### Problem description
Extract the full listing verbatim and drop any pictures from your copy.

### Collected data
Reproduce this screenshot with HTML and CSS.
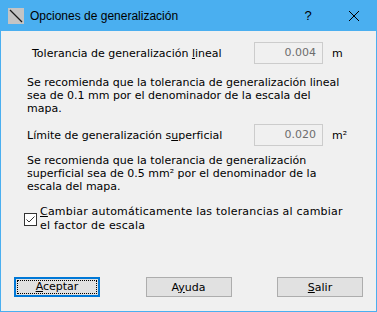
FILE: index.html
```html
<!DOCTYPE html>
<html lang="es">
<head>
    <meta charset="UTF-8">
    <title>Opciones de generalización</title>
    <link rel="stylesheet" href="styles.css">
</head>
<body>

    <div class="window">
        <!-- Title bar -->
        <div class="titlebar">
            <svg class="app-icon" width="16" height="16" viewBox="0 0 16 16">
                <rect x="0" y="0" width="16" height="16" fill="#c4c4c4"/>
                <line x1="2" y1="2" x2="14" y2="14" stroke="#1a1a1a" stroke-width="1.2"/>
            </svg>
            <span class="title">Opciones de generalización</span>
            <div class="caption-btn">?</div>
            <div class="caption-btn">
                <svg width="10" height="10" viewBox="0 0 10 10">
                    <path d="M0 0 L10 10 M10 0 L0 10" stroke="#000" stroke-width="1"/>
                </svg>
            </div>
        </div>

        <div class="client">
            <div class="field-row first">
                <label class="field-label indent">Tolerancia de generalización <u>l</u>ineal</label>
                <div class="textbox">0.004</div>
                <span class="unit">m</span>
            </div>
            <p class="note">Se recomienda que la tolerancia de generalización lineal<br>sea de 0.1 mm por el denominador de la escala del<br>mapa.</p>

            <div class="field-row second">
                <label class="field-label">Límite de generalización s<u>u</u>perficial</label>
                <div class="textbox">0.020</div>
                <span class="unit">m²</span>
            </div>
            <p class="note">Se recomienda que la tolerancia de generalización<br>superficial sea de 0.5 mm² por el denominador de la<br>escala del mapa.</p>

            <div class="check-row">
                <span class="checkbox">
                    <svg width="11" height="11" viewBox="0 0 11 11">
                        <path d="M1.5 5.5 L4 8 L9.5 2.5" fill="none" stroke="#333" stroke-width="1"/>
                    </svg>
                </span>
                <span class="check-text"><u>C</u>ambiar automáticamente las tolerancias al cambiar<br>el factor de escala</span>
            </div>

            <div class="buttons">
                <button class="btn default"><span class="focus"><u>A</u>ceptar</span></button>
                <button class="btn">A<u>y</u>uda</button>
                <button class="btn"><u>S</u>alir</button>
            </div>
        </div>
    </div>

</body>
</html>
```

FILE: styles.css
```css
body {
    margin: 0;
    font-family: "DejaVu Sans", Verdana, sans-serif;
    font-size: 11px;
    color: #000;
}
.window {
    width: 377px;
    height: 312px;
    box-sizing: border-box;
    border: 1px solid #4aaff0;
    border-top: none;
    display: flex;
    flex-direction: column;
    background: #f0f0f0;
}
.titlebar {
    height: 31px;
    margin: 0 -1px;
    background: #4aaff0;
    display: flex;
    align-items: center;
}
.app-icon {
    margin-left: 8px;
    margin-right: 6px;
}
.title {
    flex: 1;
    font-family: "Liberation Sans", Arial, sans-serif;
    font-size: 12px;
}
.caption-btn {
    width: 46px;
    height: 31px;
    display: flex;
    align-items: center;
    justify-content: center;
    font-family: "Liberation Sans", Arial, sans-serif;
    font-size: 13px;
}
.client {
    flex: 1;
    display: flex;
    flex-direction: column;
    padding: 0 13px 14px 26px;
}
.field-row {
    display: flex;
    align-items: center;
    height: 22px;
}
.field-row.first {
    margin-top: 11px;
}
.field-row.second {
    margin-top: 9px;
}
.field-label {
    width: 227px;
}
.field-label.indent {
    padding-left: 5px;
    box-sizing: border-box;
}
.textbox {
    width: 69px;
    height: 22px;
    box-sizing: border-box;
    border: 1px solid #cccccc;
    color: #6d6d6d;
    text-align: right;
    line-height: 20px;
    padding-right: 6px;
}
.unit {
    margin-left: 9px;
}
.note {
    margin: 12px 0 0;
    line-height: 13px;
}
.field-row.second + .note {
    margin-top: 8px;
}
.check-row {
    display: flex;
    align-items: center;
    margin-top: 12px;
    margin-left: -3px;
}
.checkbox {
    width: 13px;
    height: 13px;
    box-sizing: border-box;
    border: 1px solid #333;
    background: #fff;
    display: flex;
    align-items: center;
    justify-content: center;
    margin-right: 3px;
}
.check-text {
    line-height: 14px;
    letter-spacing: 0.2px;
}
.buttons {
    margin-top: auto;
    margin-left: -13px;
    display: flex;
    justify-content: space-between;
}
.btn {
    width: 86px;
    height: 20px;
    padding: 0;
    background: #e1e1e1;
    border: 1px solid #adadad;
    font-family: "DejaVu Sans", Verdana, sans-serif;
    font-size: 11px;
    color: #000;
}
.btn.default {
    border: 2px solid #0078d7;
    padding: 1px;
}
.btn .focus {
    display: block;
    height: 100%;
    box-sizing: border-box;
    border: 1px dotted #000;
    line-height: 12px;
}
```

### Full response
Reproduce this screenshot with HTML and CSS.
FILE: index.html
```html
<!DOCTYPE html>
<html lang="es">
<head>
    <meta charset="UTF-8">
    <title>Opciones de generalización</title>
    <link rel="stylesheet" href="styles.css">
</head>
<body>

    <div class="window">
        <!-- Title bar -->
        <div class="titlebar">
            <svg class="app-icon" width="16" height="16" viewBox="0 0 16 16">
                <rect x="0" y="0" width="16" height="16" fill="#c4c4c4"/>
                <line x1="2" y1="2" x2="14" y2="14" stroke="#1a1a1a" stroke-width="1.2"/>
            </svg>
            <span class="title">Opciones de generalización</span>
            <div class="caption-btn">?</div>
            <div class="caption-btn">
                <svg width="10" height="10" viewBox="0 0 10 10">
                    <path d="M0 0 L10 10 M10 0 L0 10" stroke="#000" stroke-width="1"/>
                </svg>
            </div>
        </div>

        <div class="client">
            <div class="field-row first">
                <label class="field-label indent">Tolerancia de generalización <u>l</u>ineal</label>
                <div class="textbox">0.004</div>
                <span class="unit">m</span>
            </div>
            <p class="note">Se recomienda que la tolerancia de generalización lineal<br>sea de 0.1 mm por el denominador de la escala del<br>mapa.</p>

            <div class="field-row second">
                <label class="field-label">Límite de generalización s<u>u</u>perficial</label>
                <div class="textbox">0.020</div>
                <span class="unit">m²</span>
            </div>
            <p class="note">Se recomienda que la tolerancia de generalización<br>superficial sea de 0.5 mm² por el denominador de la<br>escala del mapa.</p>

            <div class="check-row">
                <span class="checkbox">
                    <svg width="11" height="11" viewBox="0 0 11 11">
                        <path d="M1.5 5.5 L4 8 L9.5 2.5" fill="none" stroke="#333" stroke-width="1"/>
                    </svg>
                </span>
                <span class="check-text"><u>C</u>ambiar automáticamente las tolerancias al cambiar<br>el factor de escala</span>
            </div>

            <div class="buttons">
                <button class="btn default"><span class="focus"><u>A</u>ceptar</span></button>
                <button class="btn">A<u>y</u>uda</button>
                <button class="btn"><u>S</u>alir</button>
            </div>
        </div>
    </div>

</body>
</html>
```

FILE: styles.css
```css
body {
    margin: 0;
    font-family: "DejaVu Sans", Verdana, sans-serif;
    font-size: 11px;
    color: #000;
}
.window {
    width: 377px;
    height: 312px;
    box-sizing: border-box;
    border: 1px solid #4aaff0;
    border-top: none;
    display: flex;
    flex-direction: column;
    background: #f0f0f0;
}
.titlebar {
    height: 31px;
    margin: 0 -1px;
    background: #4aaff0;
    display: flex;
    align-items: center;
}
.app-icon {
    margin-left: 8px;
    margin-right: 6px;
}
.title {
    flex: 1;
    font-family: "Liberation Sans", Arial, sans-serif;
    font-size: 12px;
}
.caption-btn {
    width: 46px;
    height: 31px;
    display: flex;
    align-items: center;
    justify-content: center;
    font-family: "Liberation Sans", Arial, sans-serif;
    font-size: 13px;
}
.client {
    flex: 1;
    display: flex;
    flex-direction: column;
    padding: 0 13px 14px 26px;
}
.field-row {
    display: flex;
    align-items: center;
    height: 22px;
}
.field-row.first {
    margin-top: 11px;
}
.field-row.second {
    margin-top: 9px;
}
.field-label {
    width: 227px;
}
.field-label.indent {
    padding-left: 5px;
    box-sizing: border-box;
}
.textbox {
    width: 69px;
    height: 22px;
    box-sizing: border-box;
    border: 1px solid #cccccc;
    color: #6d6d6d;
    text-align: right;
    line-height: 20px;
    padding-right: 6px;
}
.unit {
    margin-left: 9px;
}
.note {
    margin: 12px 0 0;
    line-height: 13px;
}
.field-row.second + .note {
    margin-top: 8px;
}
.check-row {
    display: flex;
    align-items: center;
    margin-top: 12px;
    margin-left: -3px;
}
.checkbox {
    width: 13px;
    height: 13px;
    box-sizing: border-box;
    border: 1px solid #333;
    background: #fff;
    display: flex;
    align-items: center;
    justify-content: center;
    margin-right: 3px;
}
.check-text {
    line-height: 14px;
    letter-spacing: 0.2px;
}
.buttons {
    margin-top: auto;
    margin-left: -13px;
    display: flex;
    justify-content: space-between;
}
.btn {
    width: 86px;
    height: 20px;
    padding: 0;
    background: #e1e1e1;
    border: 1px solid #adadad;
    font-family: "DejaVu Sans", Verdana, sans-serif;
    font-size: 11px;
    color: #000;
}
.btn.default {
    border: 2px solid #0078d7;
    padding: 1px;
}
.btn .focus {
    display: block;
    height: 100%;
    box-sizing: border-box;
    border: 1px dotted #000;
    line-height: 12px;
}
```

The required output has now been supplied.